Occupational psychologist Professor Hannes Zacher from Leipzig University and his team want to conduct interdisciplinary research into the role of work in the development of modern diseases such as obesity, cardiovascular diseases and depression. Until now, occupational and organisational psychology has largely neglected this problem, says Zacher. The Volkswagen Foundation is supporting his project with “Momentum” funding of up to 831,800 euros over the next six years. The funding is aimed at professors shortly after taking up their first tenured professorship, providing opportunities to develop the strategy and focus of their professorship further.

“Psychological theories and methods – especially those that focus on work – are currently not being sufficiently applied with regard to our understanding of modern diseases as a central social challenge,” emphasises Zacher. He notes that as part of its Sustainable Development Goals, the United Nations has set the target – through prevention and treatment – of reducing premature deaths due to incommunicable diseases by one third by 2030. The development programme he has requested is intended to make a contribution to meeting this major social challenge.
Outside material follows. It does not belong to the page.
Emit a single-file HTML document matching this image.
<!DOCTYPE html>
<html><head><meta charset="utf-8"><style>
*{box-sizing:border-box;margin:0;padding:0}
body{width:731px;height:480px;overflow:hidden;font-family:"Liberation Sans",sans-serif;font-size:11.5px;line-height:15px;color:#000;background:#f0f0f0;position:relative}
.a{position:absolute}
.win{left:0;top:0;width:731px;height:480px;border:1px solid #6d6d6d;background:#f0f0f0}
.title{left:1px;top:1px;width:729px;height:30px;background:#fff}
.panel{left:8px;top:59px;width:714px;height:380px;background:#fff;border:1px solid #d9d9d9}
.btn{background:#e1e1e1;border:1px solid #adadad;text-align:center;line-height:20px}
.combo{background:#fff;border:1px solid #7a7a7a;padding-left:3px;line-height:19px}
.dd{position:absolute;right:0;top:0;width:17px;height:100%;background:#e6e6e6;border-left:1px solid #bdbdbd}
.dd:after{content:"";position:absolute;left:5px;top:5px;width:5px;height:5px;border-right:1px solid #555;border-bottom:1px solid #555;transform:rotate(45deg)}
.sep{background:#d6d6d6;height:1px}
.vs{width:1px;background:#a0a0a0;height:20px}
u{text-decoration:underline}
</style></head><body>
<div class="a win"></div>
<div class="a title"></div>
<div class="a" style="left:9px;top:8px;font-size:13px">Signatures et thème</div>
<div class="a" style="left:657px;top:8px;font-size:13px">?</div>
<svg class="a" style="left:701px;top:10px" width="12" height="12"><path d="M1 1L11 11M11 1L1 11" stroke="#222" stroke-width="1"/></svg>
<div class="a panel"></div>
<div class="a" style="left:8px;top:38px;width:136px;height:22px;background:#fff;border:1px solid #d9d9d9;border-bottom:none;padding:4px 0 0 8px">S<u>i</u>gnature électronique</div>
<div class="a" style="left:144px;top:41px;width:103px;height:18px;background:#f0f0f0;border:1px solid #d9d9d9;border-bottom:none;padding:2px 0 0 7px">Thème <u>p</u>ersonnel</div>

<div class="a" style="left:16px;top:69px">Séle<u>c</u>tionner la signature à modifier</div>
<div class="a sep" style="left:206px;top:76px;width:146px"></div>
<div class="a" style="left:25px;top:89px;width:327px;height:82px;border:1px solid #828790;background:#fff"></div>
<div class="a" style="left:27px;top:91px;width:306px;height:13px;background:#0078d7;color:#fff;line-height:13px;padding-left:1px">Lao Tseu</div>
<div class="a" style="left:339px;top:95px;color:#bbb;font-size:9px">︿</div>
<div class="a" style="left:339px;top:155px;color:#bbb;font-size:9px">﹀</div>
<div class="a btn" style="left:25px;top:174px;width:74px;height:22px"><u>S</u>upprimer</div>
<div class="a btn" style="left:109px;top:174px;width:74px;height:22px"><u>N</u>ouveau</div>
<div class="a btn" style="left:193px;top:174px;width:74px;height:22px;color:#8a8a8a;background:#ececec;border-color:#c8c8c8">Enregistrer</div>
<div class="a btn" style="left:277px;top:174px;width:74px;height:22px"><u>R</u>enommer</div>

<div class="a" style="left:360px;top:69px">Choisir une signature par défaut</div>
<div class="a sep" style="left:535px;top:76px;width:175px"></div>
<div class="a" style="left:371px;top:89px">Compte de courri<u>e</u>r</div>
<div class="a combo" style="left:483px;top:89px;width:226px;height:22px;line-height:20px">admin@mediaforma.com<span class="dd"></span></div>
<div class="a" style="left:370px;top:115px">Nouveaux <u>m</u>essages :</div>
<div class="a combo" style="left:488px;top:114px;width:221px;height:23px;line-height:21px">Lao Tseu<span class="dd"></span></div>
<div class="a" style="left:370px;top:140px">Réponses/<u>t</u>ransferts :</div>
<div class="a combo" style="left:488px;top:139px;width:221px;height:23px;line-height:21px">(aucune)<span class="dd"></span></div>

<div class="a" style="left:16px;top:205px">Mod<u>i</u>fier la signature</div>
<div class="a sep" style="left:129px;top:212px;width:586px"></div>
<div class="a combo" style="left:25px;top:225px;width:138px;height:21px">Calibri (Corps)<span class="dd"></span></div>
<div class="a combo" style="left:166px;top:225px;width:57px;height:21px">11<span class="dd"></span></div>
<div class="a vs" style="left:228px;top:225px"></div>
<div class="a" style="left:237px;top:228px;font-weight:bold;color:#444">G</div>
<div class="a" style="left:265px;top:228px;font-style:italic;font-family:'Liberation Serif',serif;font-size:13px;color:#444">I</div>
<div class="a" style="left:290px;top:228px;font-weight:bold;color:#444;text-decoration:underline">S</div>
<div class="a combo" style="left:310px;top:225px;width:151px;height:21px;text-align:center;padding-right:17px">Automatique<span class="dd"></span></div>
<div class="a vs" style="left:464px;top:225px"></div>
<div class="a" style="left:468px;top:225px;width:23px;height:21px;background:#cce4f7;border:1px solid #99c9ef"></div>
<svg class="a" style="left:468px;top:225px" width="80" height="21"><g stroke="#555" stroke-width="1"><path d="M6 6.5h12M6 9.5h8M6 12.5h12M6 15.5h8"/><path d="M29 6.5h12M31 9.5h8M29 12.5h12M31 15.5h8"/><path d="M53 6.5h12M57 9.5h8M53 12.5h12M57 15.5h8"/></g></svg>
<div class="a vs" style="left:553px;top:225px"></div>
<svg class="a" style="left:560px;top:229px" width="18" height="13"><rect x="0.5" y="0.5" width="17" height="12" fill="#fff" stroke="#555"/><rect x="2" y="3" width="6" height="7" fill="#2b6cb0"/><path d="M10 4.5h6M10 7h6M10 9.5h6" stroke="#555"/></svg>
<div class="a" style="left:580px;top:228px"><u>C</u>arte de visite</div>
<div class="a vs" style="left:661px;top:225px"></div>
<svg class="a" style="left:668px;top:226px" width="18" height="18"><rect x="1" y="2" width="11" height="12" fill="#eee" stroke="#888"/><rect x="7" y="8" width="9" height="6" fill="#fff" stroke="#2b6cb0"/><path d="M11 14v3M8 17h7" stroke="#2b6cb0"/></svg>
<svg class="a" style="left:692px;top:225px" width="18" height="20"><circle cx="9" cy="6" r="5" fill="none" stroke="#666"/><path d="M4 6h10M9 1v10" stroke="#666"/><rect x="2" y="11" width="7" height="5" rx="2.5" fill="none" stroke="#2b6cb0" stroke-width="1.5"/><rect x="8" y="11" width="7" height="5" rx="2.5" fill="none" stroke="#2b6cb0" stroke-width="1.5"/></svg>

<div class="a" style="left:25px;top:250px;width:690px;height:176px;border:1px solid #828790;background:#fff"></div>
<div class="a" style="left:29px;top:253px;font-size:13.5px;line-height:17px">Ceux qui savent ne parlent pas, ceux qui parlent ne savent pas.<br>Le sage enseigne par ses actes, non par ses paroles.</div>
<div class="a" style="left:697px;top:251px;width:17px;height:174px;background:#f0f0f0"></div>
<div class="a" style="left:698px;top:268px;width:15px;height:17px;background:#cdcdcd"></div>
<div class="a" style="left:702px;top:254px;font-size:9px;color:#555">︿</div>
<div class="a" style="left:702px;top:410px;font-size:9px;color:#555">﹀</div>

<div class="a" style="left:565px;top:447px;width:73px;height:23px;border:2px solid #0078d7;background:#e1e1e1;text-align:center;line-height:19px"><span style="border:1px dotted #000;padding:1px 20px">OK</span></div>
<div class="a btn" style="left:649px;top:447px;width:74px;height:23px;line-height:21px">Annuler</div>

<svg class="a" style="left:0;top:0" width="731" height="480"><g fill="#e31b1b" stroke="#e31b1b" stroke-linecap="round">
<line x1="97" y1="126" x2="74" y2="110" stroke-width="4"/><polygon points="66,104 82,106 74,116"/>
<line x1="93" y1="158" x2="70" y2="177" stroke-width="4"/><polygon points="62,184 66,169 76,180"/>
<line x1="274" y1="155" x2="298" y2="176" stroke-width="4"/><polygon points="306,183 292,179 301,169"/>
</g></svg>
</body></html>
With his concept, Zacher, who is a researcher at the Department of Psychology at Leipzig University, pursues a transdisciplinary and multidimensional approach integrating research, teaching and transfer. He hopes to achieve five objectives by the end of the funding period. Initially, he will develop theories to better understand relationships between the work context and health-related experiences, behaviours and outcomes. Secondly, he wants to carry out empirical studies that investigate these relationships. Thirdly, Zacher will include several innovations in his teaching programme, such as “flipped classroom” methods to convey the important role of work in the prevention, occurrence and development of modern diseases and to improve student learning and the transfer of knowledge into practice.
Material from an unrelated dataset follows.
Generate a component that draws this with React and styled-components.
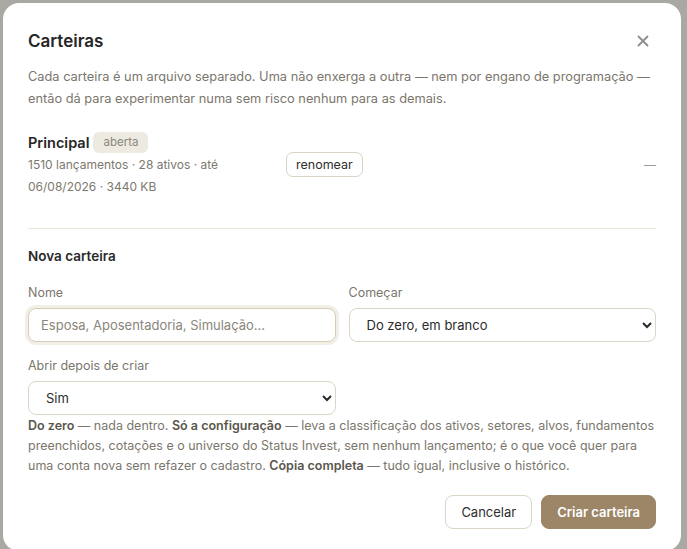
import React from 'react'
import styled, { createGlobalStyle } from 'styled-components'

const GlobalStyle = createGlobalStyle`
  html, body {
    margin: 0;
    padding: 0;
    background: #a9a8a3;
  }
  body {
    font-family: Inter, "Noto Sans", sans-serif;
    -webkit-font-smoothing: antialiased;
  }
`

const Backdrop = styled.div`
  min-height: 100vh;
  padding: 3px 6px 0 3px;
  box-sizing: border-box;
  background: #a9a8a3;
`

const Modal = styled.div`
  width: 678px;
  box-sizing: border-box;
  background: #fff;
  border-radius: 16px;
  padding: 24px 25px 22px 25px;
  color: #2a2a2a;
`

const Header = styled.div`
  display: flex;
  align-items: center;
  justify-content: space-between;
  height: 28px;
`

const Title = styled.h2`
  margin: 0;
  font-size: 17px;
  font-weight: 600;
  color: #262626;
`

const CloseButton = styled.button`
  width: 26px;
  height: 26px;
  display: flex;
  align-items: center;
  justify-content: center;
  border: 0;
  background: none;
  padding: 0;
  color: #8d8d8d;
  cursor: pointer;
`

const Intro = styled.p`
  margin: 11px 0 0;
  font-size: 12.8px;
  line-height: 22px;
  color: #7b766c;
`

const WalletRow = styled.div`
  display: flex;
  align-items: center;
  gap: 12px;
  margin-top: 21px;
  padding-bottom: 30px;
  border-bottom: 1px solid #e8e4d8;
`

const WalletInfo = styled.div`
  width: 246px;
`

const NameLine = styled.div`
  display: flex;
  align-items: center;
  gap: 4px;
  height: 22px;
`

const WalletName = styled.span`
  font-size: 14.5px;
  font-weight: 600;
  color: #262626;
`

const Badge = styled.span`
  background: #edeae2;
  color: #8c877c;
  font-size: 11.5px;
  border-radius: 6px;
  padding: 3px 10px;
  line-height: 15px;
`

const Meta = styled.div`
  font-size: 12px;
  line-height: 22px;
  color: #7d786e;
  margin-top: 1px;
`

const SmallButton = styled.button`
  font-family: inherit;
  font-size: 12.5px;
  color: #2e2e2e;
  background: #fff;
  border: 1px solid #d9d3c4;
  border-radius: 7px;
  height: 25px;
  padding: 0 9px;
  cursor: pointer;
`

const Dash = styled.span`
  margin-left: auto;
  color: #9a9a9a;
  font-size: 12px;
`

const SectionTitle = styled.h3`
  margin: 17px 0 0;
  font-size: 13.5px;
  line-height: 20px;
  font-weight: 600;
  color: #2a2a2a;
`

const FormGrid = styled.div`
  display: grid;
  grid-template-columns: 1fr 1fr;
  column-gap: 13px;
  row-gap: 15px;
  margin-top: 18px;
`

const Field = styled.label`
  display: flex;
  flex-direction: column;
  gap: 6px;
`

const Label = styled.span`
  font-size: 12.5px;
  line-height: 18px;
  color: #7b766c;
`

const TextInput = styled.input`
  height: 34px;
  box-sizing: border-box;
  border: 1px solid #d6ccb8;
  border-radius: 8px;
  padding: 0 12px;
  font-family: inherit;
  font-size: 13px;
  color: #2a2a2a;
  outline: none;
  box-shadow: 0 0 0 3px #f2efe7;
  caret-color: #222;
  &::placeholder {
    color: #8a857a;
  }
`

const Select = styled.select`
  height: 34px;
  box-sizing: border-box;
  border: 1px solid #dcd6c8;
  border-radius: 8px;
  padding: 0 10px 0 13px;
  font-family: inherit;
  font-size: 13px;
  color: #2a2a2a;
  background: #fff;
  outline: none;
`

const Help = styled.div`
  margin: 1px 0 0;
  font-size: 12.5px;
  line-height: 20px;
  color: #7b766c;
`

const Strong = styled.strong`
  color: #5b564d;
  font-weight: 600;
`

const Footer = styled.div`
  display: flex;
  justify-content: flex-end;
  gap: 9px;
  margin-top: 19px;
`

const Button = styled.button`
  height: 34px;
  padding: 0 15px;
  border-radius: 8px;
  font-family: inherit;
  font-size: 13px;
  cursor: pointer;
  border: 1px solid ${p => (p.$primary ? '#9d8668' : '#dcd6c8')};
  background: ${p => (p.$primary ? '#9d8668' : '#fff')};
  color: ${p => (p.$primary ? '#fff' : '#2e2e2e')};
  font-weight: ${p => (p.$primary ? 600 : 400)};
`

export default function App() {
  return (
    <Backdrop>
      <GlobalStyle />
      <Modal>
        <Header>
          <Title>Carteiras</Title>
          <CloseButton aria-label="Fechar">
            <svg width="12" height="12" viewBox="0 0 12 12" fill="none" stroke="currentColor" strokeWidth="1.8" strokeLinecap="round">
              <path d="M1.5 1.5l9 9M10.5 1.5l-9 9" />
            </svg>
          </CloseButton>
        </Header>
        <Intro>
          Cada carteira é um arquivo separado. Uma não enxerga a outra — nem por engano de programação — então dá para experimentar numa sem risco nenhum para as demais.
        </Intro>

        <WalletRow>
          <WalletInfo>
            <NameLine>
              <WalletName>Principal</WalletName>
              <Badge>aberta</Badge>
            </NameLine>
            <Meta>1510 lançamentos · 28 ativos · até 06/08/2026 · 3440 KB</Meta>
          </WalletInfo>
          <SmallButton>renomear</SmallButton>
          <Dash>—</Dash>
        </WalletRow>

        <SectionTitle>Nova carteira</SectionTitle>
        <FormGrid>
          <Field>
            <Label>Nome</Label>
            <TextInput placeholder="Esposa, Aposentadoria, Simulação..." autoFocus />
          </Field>
          <Field>
            <Label>Começar</Label>
            <Select defaultValue="zero">
              <option value="zero">Do zero, em branco</option>
              <option value="config">Só a configuração</option>
              <option value="full">Cópia completa</option>
            </Select>
          </Field>
          <Field>
            <Label>Abrir depois de criar</Label>
            <Select defaultValue="sim">
              <option value="sim">Sim</option>
              <option value="nao">Não</option>
            </Select>
          </Field>
        </FormGrid>
        <Help>
          <Strong>Do zero</Strong> — nada dentro. <Strong>Só a configuração</Strong> — leva a classificação dos ativos, setores, alvos, fundamentos preenchidos, cotações e o universo do Status Invest, sem nenhum lançamento; é o que você quer para uma conta nova sem refazer o cadastro. <Strong>Cópia completa</Strong> — tudo igual, inclusive o histórico.
        </Help>
        <Footer>
          <Button>Cancelar</Button>
          <Button $primary>Criar carteira</Button>
        </Footer>
      </Modal>
    </Backdrop>
  )
}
He and his team also hope to develop a novel system for arranging internships. The aim is to strategically place bachelor’s and master’s students in companies and public organisations that deal with the topic of work and health. “Fifthly, I will strategically invest in public engagement and research transfer activities, such as public lectures, workshops and social media, to communicate research results from us and other groups to the public, experts in organisations, and policymakers,” reports the 40-year-old.

His programme is in line with Leipzig University’s Sustainable Principles for Life and Health strategic research field and the associated Modern Diseases research profile area. It aims to better understand the mechanisms that lead to modern diseases and to develop innovative and effective prevention, support and treatment programmes.